▼

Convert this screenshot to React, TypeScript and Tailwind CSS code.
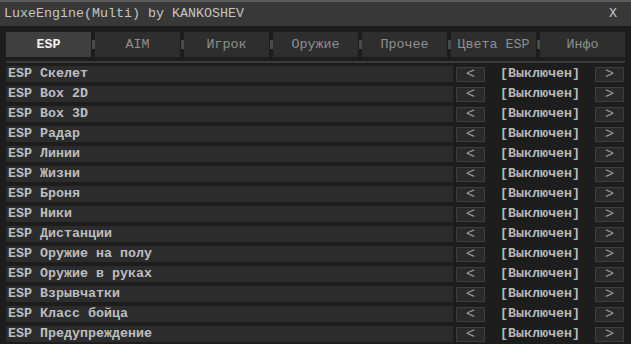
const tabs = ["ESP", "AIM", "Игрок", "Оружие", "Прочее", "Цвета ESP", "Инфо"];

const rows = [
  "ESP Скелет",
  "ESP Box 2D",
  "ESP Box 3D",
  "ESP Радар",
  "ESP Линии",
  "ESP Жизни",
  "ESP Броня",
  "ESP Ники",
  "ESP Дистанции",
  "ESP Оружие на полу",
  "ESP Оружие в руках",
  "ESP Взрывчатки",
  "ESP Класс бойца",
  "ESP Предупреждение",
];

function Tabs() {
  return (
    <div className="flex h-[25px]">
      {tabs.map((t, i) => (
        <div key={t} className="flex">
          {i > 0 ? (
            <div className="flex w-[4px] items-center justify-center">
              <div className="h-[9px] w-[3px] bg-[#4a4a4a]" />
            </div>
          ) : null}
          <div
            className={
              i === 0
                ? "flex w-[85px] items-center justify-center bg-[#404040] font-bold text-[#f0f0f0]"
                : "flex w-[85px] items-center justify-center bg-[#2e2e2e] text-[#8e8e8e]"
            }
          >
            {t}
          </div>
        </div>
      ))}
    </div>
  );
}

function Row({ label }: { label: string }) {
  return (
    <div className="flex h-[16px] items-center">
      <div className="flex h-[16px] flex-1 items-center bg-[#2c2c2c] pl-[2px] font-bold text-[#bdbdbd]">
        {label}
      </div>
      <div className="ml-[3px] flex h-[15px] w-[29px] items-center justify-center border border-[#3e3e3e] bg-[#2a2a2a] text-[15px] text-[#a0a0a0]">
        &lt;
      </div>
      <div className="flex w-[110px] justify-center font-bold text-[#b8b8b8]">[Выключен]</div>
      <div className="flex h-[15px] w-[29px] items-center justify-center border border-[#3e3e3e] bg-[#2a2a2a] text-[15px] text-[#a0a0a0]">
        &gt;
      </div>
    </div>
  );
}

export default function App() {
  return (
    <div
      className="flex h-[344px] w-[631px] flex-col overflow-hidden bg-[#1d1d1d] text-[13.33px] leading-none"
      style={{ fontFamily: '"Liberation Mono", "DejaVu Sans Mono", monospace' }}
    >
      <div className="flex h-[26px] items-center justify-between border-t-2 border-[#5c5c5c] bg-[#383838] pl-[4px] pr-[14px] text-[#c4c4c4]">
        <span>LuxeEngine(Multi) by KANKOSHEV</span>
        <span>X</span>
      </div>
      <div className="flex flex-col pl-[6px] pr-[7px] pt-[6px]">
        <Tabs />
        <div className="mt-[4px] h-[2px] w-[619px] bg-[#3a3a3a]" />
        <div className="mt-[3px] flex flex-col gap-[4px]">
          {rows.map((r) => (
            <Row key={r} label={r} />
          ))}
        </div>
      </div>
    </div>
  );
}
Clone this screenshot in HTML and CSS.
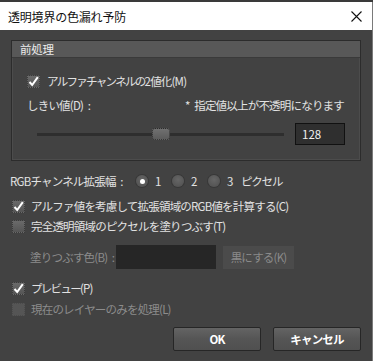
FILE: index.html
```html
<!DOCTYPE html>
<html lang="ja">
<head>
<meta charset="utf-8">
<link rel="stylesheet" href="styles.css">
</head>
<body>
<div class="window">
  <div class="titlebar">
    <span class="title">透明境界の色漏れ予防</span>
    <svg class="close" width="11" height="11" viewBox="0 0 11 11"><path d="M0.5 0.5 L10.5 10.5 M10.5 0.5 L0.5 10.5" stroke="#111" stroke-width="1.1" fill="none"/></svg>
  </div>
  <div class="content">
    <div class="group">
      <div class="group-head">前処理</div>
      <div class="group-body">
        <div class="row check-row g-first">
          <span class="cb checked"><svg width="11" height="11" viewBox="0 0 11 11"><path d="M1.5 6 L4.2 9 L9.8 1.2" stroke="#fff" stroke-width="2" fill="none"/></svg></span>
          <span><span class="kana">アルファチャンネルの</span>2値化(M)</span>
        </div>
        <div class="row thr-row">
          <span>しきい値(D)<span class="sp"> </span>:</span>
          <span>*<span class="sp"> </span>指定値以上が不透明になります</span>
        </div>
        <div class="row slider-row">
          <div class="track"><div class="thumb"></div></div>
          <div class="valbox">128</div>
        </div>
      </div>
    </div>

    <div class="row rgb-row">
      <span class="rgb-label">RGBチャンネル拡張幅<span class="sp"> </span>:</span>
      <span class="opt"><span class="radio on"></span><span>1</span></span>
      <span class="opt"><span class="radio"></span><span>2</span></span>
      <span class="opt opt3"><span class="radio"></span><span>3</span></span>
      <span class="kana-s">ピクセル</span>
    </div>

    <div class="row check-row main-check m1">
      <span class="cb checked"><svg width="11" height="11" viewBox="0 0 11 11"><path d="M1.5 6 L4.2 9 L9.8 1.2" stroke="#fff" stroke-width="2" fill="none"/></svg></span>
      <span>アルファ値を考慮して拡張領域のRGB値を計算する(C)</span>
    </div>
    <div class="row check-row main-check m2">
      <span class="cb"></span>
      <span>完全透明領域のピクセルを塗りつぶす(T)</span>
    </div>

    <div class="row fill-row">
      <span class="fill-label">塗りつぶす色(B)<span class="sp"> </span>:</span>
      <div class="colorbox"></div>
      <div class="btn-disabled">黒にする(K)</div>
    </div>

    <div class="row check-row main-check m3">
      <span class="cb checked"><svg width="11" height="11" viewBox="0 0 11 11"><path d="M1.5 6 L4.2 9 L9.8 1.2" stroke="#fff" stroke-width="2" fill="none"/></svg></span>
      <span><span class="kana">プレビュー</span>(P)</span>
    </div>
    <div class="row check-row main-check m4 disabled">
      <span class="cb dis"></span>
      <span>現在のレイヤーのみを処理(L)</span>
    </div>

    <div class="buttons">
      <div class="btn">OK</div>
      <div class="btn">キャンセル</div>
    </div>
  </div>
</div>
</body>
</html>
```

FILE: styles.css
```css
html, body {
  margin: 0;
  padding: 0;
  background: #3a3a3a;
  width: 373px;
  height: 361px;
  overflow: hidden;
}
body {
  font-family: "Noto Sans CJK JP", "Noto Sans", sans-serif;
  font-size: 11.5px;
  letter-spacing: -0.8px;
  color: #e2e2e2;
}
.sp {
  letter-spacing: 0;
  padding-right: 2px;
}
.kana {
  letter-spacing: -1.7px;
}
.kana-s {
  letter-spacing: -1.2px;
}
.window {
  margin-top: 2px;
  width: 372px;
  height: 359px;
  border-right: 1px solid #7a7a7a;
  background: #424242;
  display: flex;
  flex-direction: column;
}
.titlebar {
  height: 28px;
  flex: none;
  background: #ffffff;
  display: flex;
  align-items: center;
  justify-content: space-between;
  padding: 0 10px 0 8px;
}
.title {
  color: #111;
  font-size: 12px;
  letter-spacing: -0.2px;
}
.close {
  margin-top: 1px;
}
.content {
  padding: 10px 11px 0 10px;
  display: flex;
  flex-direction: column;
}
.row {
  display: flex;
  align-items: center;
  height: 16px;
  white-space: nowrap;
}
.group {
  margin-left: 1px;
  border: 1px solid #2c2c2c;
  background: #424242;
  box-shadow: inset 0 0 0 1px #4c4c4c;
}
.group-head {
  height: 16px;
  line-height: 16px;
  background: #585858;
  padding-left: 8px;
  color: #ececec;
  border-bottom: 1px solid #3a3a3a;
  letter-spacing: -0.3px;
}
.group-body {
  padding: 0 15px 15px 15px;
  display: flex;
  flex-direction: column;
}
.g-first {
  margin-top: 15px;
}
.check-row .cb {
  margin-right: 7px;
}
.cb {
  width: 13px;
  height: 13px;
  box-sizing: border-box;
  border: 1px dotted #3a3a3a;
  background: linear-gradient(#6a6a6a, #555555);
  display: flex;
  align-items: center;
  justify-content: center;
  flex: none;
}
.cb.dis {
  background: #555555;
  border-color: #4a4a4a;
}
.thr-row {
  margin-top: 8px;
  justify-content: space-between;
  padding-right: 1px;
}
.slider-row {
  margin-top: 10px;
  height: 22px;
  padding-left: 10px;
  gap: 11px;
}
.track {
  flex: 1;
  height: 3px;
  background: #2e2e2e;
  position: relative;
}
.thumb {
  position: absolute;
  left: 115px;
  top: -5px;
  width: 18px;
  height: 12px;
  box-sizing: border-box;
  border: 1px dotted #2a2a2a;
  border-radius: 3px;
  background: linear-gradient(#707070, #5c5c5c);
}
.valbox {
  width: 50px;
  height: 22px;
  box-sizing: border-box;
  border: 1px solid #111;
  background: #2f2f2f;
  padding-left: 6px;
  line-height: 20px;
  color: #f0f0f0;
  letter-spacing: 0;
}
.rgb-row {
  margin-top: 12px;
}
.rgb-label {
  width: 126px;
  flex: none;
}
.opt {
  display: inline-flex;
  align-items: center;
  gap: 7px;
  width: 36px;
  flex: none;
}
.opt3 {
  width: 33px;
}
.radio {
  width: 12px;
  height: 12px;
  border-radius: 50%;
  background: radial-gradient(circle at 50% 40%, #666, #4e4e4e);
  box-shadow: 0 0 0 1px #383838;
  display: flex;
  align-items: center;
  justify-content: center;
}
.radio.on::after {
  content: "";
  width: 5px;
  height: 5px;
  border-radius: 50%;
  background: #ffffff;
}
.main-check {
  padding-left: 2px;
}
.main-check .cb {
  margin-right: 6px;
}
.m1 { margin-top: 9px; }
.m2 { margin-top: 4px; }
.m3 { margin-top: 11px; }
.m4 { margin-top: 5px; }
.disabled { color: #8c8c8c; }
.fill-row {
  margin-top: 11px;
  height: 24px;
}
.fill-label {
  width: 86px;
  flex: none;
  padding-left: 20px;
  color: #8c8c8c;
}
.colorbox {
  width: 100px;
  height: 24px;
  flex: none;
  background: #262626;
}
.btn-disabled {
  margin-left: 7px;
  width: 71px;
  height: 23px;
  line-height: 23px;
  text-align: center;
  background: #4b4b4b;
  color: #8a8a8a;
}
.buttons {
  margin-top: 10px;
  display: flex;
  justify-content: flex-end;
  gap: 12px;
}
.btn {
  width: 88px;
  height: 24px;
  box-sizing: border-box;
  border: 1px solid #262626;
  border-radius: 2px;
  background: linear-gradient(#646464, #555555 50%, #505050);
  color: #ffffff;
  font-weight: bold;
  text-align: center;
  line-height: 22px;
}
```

▲

• _Requirements_
In the data above, count the lines where the word "this" appears; reply with the number only.

• _Full response_
2